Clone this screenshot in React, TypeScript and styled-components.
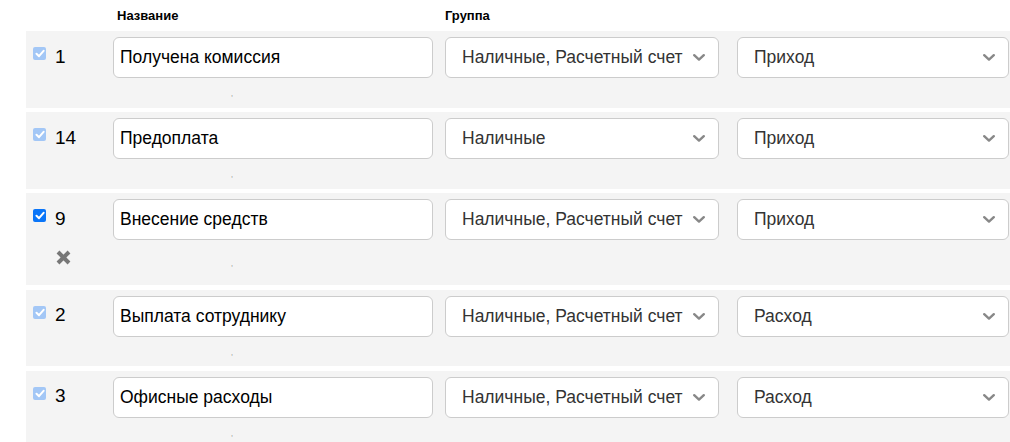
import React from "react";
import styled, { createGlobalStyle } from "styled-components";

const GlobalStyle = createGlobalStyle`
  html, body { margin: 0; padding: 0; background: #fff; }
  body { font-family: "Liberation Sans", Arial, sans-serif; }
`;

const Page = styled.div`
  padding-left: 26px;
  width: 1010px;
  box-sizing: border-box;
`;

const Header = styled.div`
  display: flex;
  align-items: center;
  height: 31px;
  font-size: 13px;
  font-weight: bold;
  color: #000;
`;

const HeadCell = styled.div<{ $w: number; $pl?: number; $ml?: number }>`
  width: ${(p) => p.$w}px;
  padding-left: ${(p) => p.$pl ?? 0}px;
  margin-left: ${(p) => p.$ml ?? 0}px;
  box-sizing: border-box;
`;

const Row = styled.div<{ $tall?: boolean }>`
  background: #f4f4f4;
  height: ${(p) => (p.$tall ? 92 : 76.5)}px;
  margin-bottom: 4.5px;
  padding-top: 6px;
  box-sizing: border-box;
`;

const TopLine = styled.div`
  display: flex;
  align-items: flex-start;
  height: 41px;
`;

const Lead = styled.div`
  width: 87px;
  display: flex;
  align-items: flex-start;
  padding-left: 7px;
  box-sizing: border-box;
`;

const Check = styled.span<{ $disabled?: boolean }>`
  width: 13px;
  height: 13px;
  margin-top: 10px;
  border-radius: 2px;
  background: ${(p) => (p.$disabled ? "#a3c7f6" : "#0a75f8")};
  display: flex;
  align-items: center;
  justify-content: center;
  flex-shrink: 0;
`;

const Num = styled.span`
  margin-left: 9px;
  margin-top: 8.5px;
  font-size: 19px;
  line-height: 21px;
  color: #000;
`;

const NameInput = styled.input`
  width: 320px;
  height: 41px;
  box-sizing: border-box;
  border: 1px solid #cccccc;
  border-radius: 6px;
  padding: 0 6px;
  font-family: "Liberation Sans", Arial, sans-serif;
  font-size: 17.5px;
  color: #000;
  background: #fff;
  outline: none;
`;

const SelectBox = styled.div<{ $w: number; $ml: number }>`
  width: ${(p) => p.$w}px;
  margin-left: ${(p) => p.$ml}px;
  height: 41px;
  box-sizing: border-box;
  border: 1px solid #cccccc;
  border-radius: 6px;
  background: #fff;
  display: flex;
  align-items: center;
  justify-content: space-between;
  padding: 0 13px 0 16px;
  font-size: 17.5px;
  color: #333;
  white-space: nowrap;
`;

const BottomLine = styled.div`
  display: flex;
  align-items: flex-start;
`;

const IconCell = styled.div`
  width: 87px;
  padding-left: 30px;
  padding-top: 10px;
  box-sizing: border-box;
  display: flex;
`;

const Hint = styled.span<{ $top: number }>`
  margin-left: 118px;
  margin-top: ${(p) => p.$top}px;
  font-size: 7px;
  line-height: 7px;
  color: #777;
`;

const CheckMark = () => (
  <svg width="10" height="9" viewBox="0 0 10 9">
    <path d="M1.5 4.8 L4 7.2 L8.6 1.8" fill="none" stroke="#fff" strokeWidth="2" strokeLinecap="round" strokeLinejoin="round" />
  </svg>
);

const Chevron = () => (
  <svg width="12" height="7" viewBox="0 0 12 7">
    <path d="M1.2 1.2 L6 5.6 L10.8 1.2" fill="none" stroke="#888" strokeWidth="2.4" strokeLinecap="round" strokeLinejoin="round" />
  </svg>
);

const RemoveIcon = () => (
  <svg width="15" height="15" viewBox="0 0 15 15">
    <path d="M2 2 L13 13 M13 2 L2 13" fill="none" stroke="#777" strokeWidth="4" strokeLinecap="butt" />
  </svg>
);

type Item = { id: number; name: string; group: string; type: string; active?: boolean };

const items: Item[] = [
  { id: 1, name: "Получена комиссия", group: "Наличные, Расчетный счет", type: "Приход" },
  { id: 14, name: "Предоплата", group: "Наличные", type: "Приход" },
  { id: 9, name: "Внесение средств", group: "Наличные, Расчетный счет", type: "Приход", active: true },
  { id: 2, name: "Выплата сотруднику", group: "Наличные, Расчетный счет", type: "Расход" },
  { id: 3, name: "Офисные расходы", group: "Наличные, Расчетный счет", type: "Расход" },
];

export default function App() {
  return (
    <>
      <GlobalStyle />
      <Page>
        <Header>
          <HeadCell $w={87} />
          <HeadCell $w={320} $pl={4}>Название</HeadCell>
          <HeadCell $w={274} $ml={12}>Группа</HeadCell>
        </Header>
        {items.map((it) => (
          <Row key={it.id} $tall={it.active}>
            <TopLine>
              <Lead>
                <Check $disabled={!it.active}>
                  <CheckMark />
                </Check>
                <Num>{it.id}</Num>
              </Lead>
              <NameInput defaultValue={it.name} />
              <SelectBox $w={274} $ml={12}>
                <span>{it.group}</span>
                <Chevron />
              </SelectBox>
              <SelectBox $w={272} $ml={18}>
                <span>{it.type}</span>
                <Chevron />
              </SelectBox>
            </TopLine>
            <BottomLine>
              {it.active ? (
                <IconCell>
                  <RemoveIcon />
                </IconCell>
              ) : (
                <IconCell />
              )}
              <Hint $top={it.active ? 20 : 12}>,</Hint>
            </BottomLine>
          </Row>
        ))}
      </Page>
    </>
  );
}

- **REQUIREMENT**:
Check each line of the data above for the string "React" and report only how many lines have it.

- **SOLUTION TO THIS EXERCISE**:
2